# WHAT TO DO
For the data below, work out how many lines include the string "Convert" and report only the number.

# DATA PROVIDED
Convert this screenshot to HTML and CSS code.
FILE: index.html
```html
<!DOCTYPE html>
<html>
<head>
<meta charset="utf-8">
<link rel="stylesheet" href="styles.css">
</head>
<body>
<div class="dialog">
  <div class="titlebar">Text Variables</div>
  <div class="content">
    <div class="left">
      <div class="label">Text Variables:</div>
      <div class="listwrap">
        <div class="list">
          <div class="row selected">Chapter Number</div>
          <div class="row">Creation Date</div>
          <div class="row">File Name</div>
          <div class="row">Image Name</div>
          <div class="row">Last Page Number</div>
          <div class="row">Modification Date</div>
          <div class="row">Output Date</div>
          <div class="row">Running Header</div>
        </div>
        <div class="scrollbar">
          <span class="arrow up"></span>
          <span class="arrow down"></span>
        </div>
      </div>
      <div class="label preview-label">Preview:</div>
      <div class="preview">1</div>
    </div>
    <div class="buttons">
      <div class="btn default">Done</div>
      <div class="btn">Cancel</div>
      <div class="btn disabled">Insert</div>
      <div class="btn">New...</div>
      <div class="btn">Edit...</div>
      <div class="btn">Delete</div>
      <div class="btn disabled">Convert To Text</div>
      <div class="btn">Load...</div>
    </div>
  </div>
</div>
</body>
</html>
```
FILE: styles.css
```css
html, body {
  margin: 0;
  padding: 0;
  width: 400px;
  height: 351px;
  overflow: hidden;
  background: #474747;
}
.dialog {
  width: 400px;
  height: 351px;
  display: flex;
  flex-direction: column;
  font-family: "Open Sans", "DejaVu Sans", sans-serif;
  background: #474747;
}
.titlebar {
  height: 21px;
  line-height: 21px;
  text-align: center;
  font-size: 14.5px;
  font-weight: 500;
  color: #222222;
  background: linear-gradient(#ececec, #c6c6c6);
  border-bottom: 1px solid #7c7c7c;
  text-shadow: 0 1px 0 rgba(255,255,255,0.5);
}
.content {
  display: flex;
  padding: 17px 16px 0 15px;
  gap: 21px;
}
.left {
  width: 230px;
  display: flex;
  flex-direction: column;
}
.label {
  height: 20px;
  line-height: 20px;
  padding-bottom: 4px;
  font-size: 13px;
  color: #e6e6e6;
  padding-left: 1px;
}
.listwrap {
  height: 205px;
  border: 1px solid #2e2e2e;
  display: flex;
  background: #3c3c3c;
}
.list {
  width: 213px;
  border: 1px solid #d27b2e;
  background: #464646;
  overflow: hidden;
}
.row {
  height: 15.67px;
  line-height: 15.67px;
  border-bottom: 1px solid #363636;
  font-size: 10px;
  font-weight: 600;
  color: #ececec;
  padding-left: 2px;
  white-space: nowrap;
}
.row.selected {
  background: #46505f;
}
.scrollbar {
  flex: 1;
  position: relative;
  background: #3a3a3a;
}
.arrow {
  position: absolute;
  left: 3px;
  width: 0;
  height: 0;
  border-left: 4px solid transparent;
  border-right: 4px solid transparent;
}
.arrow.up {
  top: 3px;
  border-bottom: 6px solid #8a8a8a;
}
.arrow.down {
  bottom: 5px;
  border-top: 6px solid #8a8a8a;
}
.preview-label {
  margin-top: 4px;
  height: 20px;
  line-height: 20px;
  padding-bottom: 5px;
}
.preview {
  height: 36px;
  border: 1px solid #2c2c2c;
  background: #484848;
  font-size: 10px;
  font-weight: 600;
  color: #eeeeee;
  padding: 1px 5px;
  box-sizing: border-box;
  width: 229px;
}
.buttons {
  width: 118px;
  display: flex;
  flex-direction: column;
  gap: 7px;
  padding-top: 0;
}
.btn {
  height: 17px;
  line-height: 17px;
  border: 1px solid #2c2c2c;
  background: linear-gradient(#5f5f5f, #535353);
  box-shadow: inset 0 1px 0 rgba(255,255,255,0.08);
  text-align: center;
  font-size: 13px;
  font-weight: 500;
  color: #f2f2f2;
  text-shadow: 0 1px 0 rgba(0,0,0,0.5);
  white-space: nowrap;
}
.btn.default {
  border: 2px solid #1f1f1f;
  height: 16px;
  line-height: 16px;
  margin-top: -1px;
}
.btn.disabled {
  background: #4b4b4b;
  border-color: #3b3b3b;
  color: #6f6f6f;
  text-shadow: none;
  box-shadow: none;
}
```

# REPLY
2